◆ **WHAT THE EXERCISE ASKS**
Omit every image, and transcribe the remaining entries exactly as given.
--- START MATERIAL FOR THIS TASK ---
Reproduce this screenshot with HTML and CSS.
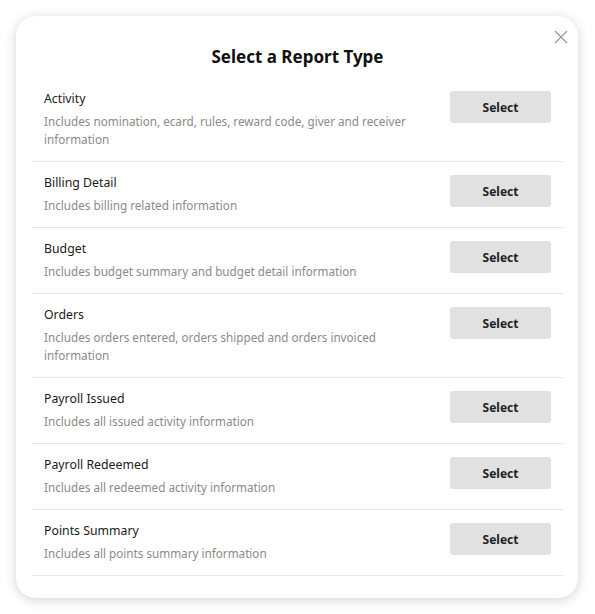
FILE: index.html
```html
<!DOCTYPE html>
<html>
<head>
<meta charset="utf-8">
<link rel="stylesheet" href="styles.css">
</head>
<body>
<div class="modal">
  <button class="close" aria-label="Close">
    <svg width="14" height="14" viewBox="0 0 14 14"><path d="M1 1L13 13M13 1L1 13" stroke="#9a9a9a" stroke-width="1.4" fill="none"/></svg>
  </button>
  <h1 class="title">Select a Report Type</h1>
  <div class="list">
    <div class="row">
      <div class="info">
        <div class="name">Activity</div>
        <div class="desc">Includes nomination, ecard, rules, reward code, giver and receiver information</div>
      </div>
      <button class="select">Select</button>
    </div>
    <div class="row">
      <div class="info">
        <div class="name">Billing Detail</div>
        <div class="desc">Includes billing related information</div>
      </div>
      <button class="select">Select</button>
    </div>
    <div class="row">
      <div class="info">
        <div class="name">Budget</div>
        <div class="desc">Includes budget summary and budget detail information</div>
      </div>
      <button class="select">Select</button>
    </div>
    <div class="row">
      <div class="info">
        <div class="name">Orders</div>
        <div class="desc">Includes orders entered, orders shipped and orders invoiced information</div>
      </div>
      <button class="select">Select</button>
    </div>
    <div class="row">
      <div class="info">
        <div class="name">Payroll Issued</div>
        <div class="desc">Includes all issued activity information</div>
      </div>
      <button class="select">Select</button>
    </div>
    <div class="row">
      <div class="info">
        <div class="name">Payroll Redeemed</div>
        <div class="desc">Includes all redeemed activity information</div>
      </div>
      <button class="select">Select</button>
    </div>
    <div class="row">
      <div class="info">
        <div class="name">Points Summary</div>
        <div class="desc">Includes all points summary information</div>
      </div>
      <button class="select">Select</button>
    </div>
  </div>
</div>
</body>
</html>
```
FILE: styles.css
```css
html, body {
  margin: 0;
  padding: 0;
  background: #ffffff;
}
body {
  padding: 16px 17px 16px 16px;
  font-family: "Noto Sans", "Open Sans", sans-serif;
}
.modal {
  position: relative;
  width: 562px;
  box-sizing: border-box;
  background: #fff;
  border-radius: 20px;
  box-shadow: 0 2px 12px rgba(0, 0, 0, 0.18);
  padding: 29px 15px 22px 16px;
}
.close {
  position: absolute;
  top: 11px;
  right: 7px;
  width: 20px;
  height: 20px;
  padding: 0;
  border: 0;
  background: none;
  display: flex;
  align-items: center;
  justify-content: center;
}
.title {
  margin: 0 0 9px;
  text-align: center;
  font-size: 17px;
  line-height: 24px;
  font-weight: 700;
  color: #111;
}
.row {
  display: flex;
  align-items: flex-start;
  justify-content: space-between;
  gap: 24px;
  padding: 12px 12px 13px 12px;
  border-bottom: 1px solid #e6e6e6;
}
.info {
  flex: 1;
  display: flex;
  flex-direction: column;
  gap: 4px;
}
.name {
  font-size: 12.3px;
  line-height: 18px;
  color: #1a1a1a;
}
.desc {
  font-size: 11.7px;
  line-height: 18px;
  color: #8a8a8a;
  max-width: 380px;
}
.select {
  margin-top: 1px;
  width: 101px;
  height: 32px;
  flex: none;
  border: 0;
  border-radius: 3px;
  background: #e1e1e1;
  font-family: "Noto Sans", "Open Sans", sans-serif;
  font-size: 12px;
  font-weight: 700;
  color: #222;
}
```
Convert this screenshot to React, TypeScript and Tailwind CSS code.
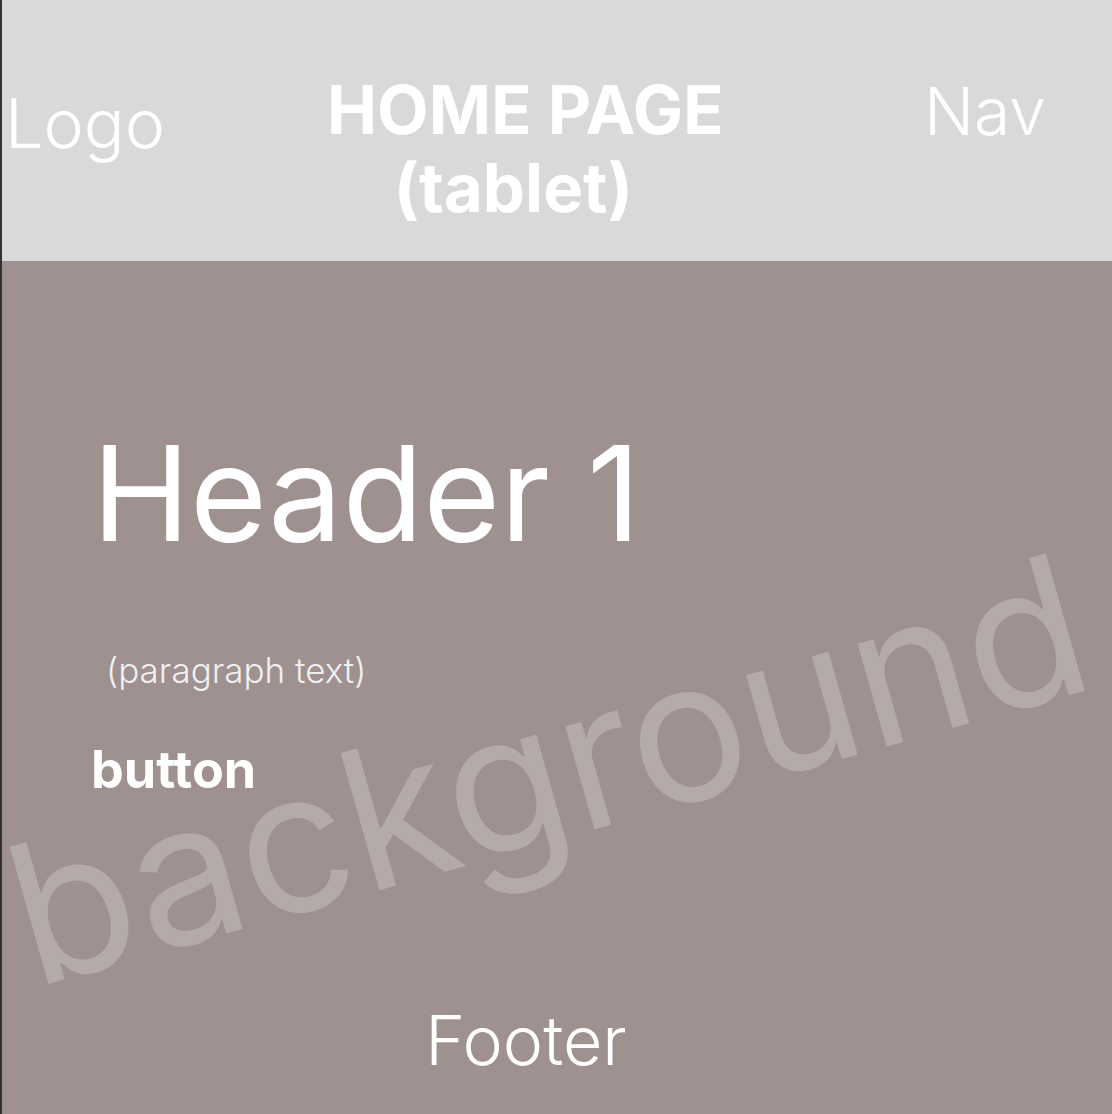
export default function App() {
  return (
    <div className="relative flex h-[1114px] w-[1112px] flex-col overflow-hidden border-l-2 border-[#333333] bg-[#9e9190] font-['Inter',sans-serif] text-white">
      {/* Top bar */}
      <header className="flex h-[261px] shrink-0 items-start bg-[#d9d9d9]">
        <div className="w-[325px] shrink-0 pl-[3px] pt-[89px] text-[68px] font-light leading-none">Logo</div>
        <h1 className="mt-[71px] text-center text-[67px] font-bold leading-[78px]">
          <span className="block">HOME PAGE</span>
          <span className="block pr-[24px]">(tablet)</span>
        </h1>
        <div className="ml-auto mr-[66px] mt-[78px] text-[66px] font-light leading-none">Nav</div>
      </header>

      {/* Hero */}
      <main className="relative z-10 flex flex-1 flex-col items-start pl-[90px]">
        <h2 className="mt-[166px] text-[132px] font-normal leading-none">Header 1</h2>
        <p className="ml-[14px] mt-[94px] text-[35px] font-light leading-none text-[#f0f0f0]">
          (paragraph text)
        </p>
        <button className="-ml-px mt-[56px] text-[52px] font-bold leading-none">button</button>
      </main>

      {/* Watermark */}
      <span className="pointer-events-none absolute left-[32px] top-[819px] origin-[0_169px] -rotate-[15.8deg] whitespace-nowrap text-[196px] font-normal leading-none text-[#b5aaaa]">
        background
      </span>

      <footer className="relative z-10 flex justify-center pb-[40px]">
        <span className="mr-[62px] text-[68px] font-light leading-none">Footer</span>
      </footer>
    </div>
  );
}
--- END MATERIAL FOR THIS TASK ---
◆ **SOLUTION FOR THIS PROBLEM**
Reproduce this screenshot with HTML and CSS.
FILE: index.html
```html
<!DOCTYPE html>
<html>
<head>
<meta charset="utf-8">
<link rel="stylesheet" href="styles.css">
</head>
<body>
<div class="modal">
  <button class="close" aria-label="Close">
    <svg width="14" height="14" viewBox="0 0 14 14"><path d="M1 1L13 13M13 1L1 13" stroke="#9a9a9a" stroke-width="1.4" fill="none"/></svg>
  </button>
  <h1 class="title">Select a Report Type</h1>
  <div class="list">
    <div class="row">
      <div class="info">
        <div class="name">Activity</div>
        <div class="desc">Includes nomination, ecard, rules, reward code, giver and receiver information</div>
      </div>
      <button class="select">Select</button>
    </div>
    <div class="row">
      <div class="info">
        <div class="name">Billing Detail</div>
        <div class="desc">Includes billing related information</div>
      </div>
      <button class="select">Select</button>
    </div>
    <div class="row">
      <div class="info">
        <div class="name">Budget</div>
        <div class="desc">Includes budget summary and budget detail information</div>
      </div>
      <button class="select">Select</button>
    </div>
    <div class="row">
      <div class="info">
        <div class="name">Orders</div>
        <div class="desc">Includes orders entered, orders shipped and orders invoiced information</div>
      </div>
      <button class="select">Select</button>
    </div>
    <div class="row">
      <div class="info">
        <div class="name">Payroll Issued</div>
        <div class="desc">Includes all issued activity information</div>
      </div>
      <button class="select">Select</button>
    </div>
    <div class="row">
      <div class="info">
        <div class="name">Payroll Redeemed</div>
        <div class="desc">Includes all redeemed activity information</div>
      </div>
      <button class="select">Select</button>
    </div>
    <div class="row">
      <div class="info">
        <div class="name">Points Summary</div>
        <div class="desc">Includes all points summary information</div>
      </div>
      <button class="select">Select</button>
    </div>
  </div>
</div>
</body>
</html>
```
FILE: styles.css
```css
html, body {
  margin: 0;
  padding: 0;
  background: #ffffff;
}
body {
  padding: 16px 17px 16px 16px;
  font-family: "Noto Sans", "Open Sans", sans-serif;
}
.modal {
  position: relative;
  width: 562px;
  box-sizing: border-box;
  background: #fff;
  border-radius: 20px;
  box-shadow: 0 2px 12px rgba(0, 0, 0, 0.18);
  padding: 29px 15px 22px 16px;
}
.close {
  position: absolute;
  top: 11px;
  right: 7px;
  width: 20px;
  height: 20px;
  padding: 0;
  border: 0;
  background: none;
  display: flex;
  align-items: center;
  justify-content: center;
}
.title {
  margin: 0 0 9px;
  text-align: center;
  font-size: 17px;
  line-height: 24px;
  font-weight: 700;
  color: #111;
}
.row {
  display: flex;
  align-items: flex-start;
  justify-content: space-between;
  gap: 24px;
  padding: 12px 12px 13px 12px;
  border-bottom: 1px solid #e6e6e6;
}
.info {
  flex: 1;
  display: flex;
  flex-direction: column;
  gap: 4px;
}
.name {
  font-size: 12.3px;
  line-height: 18px;
  color: #1a1a1a;
}
.desc {
  font-size: 11.7px;
  line-height: 18px;
  color: #8a8a8a;
  max-width: 380px;
}
.select {
  margin-top: 1px;
  width: 101px;
  height: 32px;
  flex: none;
  border: 0;
  border-radius: 3px;
  background: #e1e1e1;
  font-family: "Noto Sans", "Open Sans", sans-serif;
  font-size: 12px;
  font-weight: 700;
  color: #222;
}
```
Convert this screenshot to React, TypeScript and Tailwind CSS code.
export default function App() {
  return (
    <div className="relative flex h-[1114px] w-[1112px] flex-col overflow-hidden border-l-2 border-[#333333] bg-[#9e9190] font-['Inter',sans-serif] text-white">
      {/* Top bar */}
      <header className="flex h-[261px] shrink-0 items-start bg-[#d9d9d9]">
        <div className="w-[325px] shrink-0 pl-[3px] pt-[89px] text-[68px] font-light leading-none">Logo</div>
        <h1 className="mt-[71px] text-center text-[67px] font-bold leading-[78px]">
          <span className="block">HOME PAGE</span>
          <span className="block pr-[24px]">(tablet)</span>
        </h1>
        <div className="ml-auto mr-[66px] mt-[78px] text-[66px] font-light leading-none">Nav</div>
      </header>

      {/* Hero */}
      <main className="relative z-10 flex flex-1 flex-col items-start pl-[90px]">
        <h2 className="mt-[166px] text-[132px] font-normal leading-none">Header 1</h2>
        <p className="ml-[14px] mt-[94px] text-[35px] font-light leading-none text-[#f0f0f0]">
          (paragraph text)
        </p>
        <button className="-ml-px mt-[56px] text-[52px] font-bold leading-none">button</button>
      </main>

      {/* Watermark */}
      <span className="pointer-events-none absolute left-[32px] top-[819px] origin-[0_169px] -rotate-[15.8deg] whitespace-nowrap text-[196px] font-normal leading-none text-[#b5aaaa]">
        background
      </span>

      <footer className="relative z-10 flex justify-center pb-[40px]">
        <span className="mr-[62px] text-[68px] font-light leading-none">Footer</span>
      </footer>
    </div>
  );
}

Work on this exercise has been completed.